[GIVEN DATA]
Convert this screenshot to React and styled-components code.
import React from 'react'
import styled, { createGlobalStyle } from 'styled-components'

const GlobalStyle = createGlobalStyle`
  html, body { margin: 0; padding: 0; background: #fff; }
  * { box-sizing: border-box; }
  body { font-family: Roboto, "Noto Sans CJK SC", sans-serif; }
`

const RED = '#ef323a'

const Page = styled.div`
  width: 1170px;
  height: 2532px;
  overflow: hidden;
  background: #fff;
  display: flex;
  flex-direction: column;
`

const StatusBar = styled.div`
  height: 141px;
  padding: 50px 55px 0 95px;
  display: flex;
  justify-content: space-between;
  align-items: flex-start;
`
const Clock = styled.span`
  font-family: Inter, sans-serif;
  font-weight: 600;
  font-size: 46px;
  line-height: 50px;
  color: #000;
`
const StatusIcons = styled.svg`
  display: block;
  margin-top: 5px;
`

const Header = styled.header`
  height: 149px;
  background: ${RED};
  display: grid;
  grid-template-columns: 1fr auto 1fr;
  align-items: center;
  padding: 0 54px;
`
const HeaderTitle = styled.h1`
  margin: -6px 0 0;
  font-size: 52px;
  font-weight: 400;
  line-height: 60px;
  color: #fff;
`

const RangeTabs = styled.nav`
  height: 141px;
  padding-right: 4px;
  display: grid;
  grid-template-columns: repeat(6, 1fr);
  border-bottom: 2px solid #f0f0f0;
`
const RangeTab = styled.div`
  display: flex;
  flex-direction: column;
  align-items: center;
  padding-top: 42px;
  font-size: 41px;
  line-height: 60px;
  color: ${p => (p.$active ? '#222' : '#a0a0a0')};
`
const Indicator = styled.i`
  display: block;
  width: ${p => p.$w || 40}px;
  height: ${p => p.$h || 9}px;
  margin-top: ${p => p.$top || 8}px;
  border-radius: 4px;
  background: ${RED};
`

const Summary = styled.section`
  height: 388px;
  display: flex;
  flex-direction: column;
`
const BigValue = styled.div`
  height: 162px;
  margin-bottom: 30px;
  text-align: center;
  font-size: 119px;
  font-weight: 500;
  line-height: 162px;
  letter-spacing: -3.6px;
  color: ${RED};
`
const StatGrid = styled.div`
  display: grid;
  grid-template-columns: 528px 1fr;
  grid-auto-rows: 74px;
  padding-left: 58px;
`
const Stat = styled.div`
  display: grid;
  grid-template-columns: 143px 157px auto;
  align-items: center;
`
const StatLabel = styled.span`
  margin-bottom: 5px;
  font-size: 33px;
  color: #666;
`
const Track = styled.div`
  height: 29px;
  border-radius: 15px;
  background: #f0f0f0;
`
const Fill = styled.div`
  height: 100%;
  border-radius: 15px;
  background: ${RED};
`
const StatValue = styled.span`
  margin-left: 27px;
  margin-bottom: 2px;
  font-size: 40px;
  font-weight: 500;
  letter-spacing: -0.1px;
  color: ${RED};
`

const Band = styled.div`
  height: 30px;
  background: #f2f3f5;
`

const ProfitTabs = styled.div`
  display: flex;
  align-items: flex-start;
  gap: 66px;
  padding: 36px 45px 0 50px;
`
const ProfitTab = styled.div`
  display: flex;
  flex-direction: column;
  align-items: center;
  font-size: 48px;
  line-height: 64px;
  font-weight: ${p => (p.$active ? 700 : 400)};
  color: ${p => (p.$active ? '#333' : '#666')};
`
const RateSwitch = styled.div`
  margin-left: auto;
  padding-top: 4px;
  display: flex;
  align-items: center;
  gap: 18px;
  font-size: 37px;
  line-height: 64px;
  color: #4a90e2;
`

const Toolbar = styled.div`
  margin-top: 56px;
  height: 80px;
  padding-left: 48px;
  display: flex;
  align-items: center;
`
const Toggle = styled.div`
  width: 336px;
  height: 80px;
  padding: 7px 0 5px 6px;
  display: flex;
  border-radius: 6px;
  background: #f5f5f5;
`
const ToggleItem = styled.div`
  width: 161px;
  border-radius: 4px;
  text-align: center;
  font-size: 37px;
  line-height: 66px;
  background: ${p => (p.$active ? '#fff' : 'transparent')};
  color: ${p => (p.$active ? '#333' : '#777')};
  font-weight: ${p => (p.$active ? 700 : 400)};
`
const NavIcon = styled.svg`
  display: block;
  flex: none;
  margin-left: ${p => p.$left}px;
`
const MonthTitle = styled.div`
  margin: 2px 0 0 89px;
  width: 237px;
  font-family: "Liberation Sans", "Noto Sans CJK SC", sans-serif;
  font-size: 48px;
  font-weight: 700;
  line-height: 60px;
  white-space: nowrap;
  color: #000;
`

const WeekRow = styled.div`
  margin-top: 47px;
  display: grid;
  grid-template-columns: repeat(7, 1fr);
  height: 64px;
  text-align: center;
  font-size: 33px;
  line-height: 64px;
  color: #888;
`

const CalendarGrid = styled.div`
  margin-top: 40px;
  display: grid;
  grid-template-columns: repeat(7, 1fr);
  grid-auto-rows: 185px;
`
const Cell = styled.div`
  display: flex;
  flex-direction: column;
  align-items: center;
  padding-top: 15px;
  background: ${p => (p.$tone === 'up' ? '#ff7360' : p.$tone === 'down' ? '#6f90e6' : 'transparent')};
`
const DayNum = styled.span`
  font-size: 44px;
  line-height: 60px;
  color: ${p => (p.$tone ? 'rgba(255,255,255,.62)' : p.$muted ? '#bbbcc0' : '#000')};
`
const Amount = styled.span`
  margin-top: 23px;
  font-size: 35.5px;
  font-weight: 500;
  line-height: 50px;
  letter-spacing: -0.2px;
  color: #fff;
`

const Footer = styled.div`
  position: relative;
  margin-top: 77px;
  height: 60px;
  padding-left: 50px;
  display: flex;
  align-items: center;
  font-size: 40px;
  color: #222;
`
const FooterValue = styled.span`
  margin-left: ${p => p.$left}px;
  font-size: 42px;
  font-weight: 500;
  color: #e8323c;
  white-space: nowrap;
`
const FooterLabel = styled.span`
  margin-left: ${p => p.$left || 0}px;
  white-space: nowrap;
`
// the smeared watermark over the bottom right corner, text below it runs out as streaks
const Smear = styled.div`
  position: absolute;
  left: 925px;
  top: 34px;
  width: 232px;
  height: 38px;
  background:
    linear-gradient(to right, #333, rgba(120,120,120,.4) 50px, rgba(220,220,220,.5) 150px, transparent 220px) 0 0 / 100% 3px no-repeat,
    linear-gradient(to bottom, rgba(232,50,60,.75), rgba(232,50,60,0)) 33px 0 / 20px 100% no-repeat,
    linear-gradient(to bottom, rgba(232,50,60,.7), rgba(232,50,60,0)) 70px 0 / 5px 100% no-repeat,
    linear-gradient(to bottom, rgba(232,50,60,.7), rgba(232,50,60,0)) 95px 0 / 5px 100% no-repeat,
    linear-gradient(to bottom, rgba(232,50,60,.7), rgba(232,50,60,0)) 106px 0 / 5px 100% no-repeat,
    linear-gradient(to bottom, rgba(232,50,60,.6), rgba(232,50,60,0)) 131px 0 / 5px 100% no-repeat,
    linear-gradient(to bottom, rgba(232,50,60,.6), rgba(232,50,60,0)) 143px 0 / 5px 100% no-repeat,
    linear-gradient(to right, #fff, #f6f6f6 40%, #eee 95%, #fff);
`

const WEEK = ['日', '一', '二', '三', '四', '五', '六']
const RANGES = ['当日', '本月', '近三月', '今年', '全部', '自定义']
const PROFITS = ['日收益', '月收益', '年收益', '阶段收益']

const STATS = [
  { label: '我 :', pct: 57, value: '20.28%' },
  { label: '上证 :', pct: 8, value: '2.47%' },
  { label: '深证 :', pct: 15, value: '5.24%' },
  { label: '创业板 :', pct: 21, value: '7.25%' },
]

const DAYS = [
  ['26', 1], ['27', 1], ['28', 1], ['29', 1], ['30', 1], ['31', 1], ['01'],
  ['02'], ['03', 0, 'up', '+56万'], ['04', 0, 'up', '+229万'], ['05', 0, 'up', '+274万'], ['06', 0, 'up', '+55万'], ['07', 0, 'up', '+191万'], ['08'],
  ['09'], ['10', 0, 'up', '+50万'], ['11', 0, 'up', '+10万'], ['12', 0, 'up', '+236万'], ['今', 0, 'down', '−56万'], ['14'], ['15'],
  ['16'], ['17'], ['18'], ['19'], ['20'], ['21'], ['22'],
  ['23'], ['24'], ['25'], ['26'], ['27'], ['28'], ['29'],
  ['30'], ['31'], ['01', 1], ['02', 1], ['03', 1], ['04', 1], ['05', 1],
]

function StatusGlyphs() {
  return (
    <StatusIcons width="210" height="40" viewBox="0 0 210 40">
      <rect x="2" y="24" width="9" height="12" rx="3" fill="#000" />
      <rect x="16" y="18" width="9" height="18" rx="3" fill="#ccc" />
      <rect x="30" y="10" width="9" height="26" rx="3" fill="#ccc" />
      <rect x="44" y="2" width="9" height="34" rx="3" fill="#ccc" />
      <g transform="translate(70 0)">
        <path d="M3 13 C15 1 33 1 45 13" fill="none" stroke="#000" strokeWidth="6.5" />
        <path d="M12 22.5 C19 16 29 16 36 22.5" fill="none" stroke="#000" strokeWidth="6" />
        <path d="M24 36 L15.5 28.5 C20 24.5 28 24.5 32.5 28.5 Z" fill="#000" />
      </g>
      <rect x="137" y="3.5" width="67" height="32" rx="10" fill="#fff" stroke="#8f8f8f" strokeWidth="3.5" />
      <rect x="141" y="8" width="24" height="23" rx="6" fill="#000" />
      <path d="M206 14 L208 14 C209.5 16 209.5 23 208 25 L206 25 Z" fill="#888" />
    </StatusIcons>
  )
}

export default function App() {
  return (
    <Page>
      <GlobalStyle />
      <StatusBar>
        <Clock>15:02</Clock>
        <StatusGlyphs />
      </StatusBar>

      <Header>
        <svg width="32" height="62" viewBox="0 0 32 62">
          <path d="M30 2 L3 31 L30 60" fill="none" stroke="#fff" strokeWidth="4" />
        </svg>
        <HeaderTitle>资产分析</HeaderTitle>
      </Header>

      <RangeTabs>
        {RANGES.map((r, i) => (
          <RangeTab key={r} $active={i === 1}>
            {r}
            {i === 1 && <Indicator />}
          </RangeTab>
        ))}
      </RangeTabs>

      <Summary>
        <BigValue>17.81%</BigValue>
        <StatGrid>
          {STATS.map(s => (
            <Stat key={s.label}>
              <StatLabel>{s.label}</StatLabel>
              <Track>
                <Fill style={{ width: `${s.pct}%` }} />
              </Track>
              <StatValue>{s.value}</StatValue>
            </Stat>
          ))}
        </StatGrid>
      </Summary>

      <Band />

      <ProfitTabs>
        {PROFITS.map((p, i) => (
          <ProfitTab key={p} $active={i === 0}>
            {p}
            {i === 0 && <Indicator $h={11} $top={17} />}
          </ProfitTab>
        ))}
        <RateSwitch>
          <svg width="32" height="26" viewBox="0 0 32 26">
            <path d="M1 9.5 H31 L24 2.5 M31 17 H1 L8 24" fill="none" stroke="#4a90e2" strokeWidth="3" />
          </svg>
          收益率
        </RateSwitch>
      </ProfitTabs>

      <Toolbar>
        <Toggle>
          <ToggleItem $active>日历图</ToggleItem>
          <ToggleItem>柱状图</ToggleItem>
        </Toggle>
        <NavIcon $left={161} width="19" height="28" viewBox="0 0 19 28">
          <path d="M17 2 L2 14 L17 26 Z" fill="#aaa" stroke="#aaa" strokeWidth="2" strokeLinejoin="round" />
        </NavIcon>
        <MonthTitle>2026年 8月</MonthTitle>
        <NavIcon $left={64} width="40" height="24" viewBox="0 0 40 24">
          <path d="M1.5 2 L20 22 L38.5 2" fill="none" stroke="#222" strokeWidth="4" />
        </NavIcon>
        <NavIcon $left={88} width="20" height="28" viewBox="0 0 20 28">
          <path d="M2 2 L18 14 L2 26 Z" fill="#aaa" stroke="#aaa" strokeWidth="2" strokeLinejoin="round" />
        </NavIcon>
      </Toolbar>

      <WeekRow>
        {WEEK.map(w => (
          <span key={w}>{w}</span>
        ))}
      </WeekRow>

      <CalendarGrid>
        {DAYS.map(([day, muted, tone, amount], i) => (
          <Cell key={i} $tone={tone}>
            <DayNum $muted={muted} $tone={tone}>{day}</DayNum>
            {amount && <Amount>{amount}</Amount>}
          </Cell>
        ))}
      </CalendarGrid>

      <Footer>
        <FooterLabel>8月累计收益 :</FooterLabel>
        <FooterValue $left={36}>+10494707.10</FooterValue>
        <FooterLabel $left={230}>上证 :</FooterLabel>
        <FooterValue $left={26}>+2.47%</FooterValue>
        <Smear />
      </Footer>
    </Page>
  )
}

[REQUIREMENT] Return a word-for-word copy of the lines from the beginning of the listing to the line holding "const RED = '#ef323a'", both kept.

[SOLUTION]
Convert this screenshot to React and styled-components code.
import React from 'react'
import styled, { createGlobalStyle } from 'styled-components'

const GlobalStyle = createGlobalStyle`
  html, body { margin: 0; padding: 0; background: #fff; }
  * { box-sizing: border-box; }
  body { font-family: Roboto, "Noto Sans CJK SC", sans-serif; }
`

const RED = '#ef323a'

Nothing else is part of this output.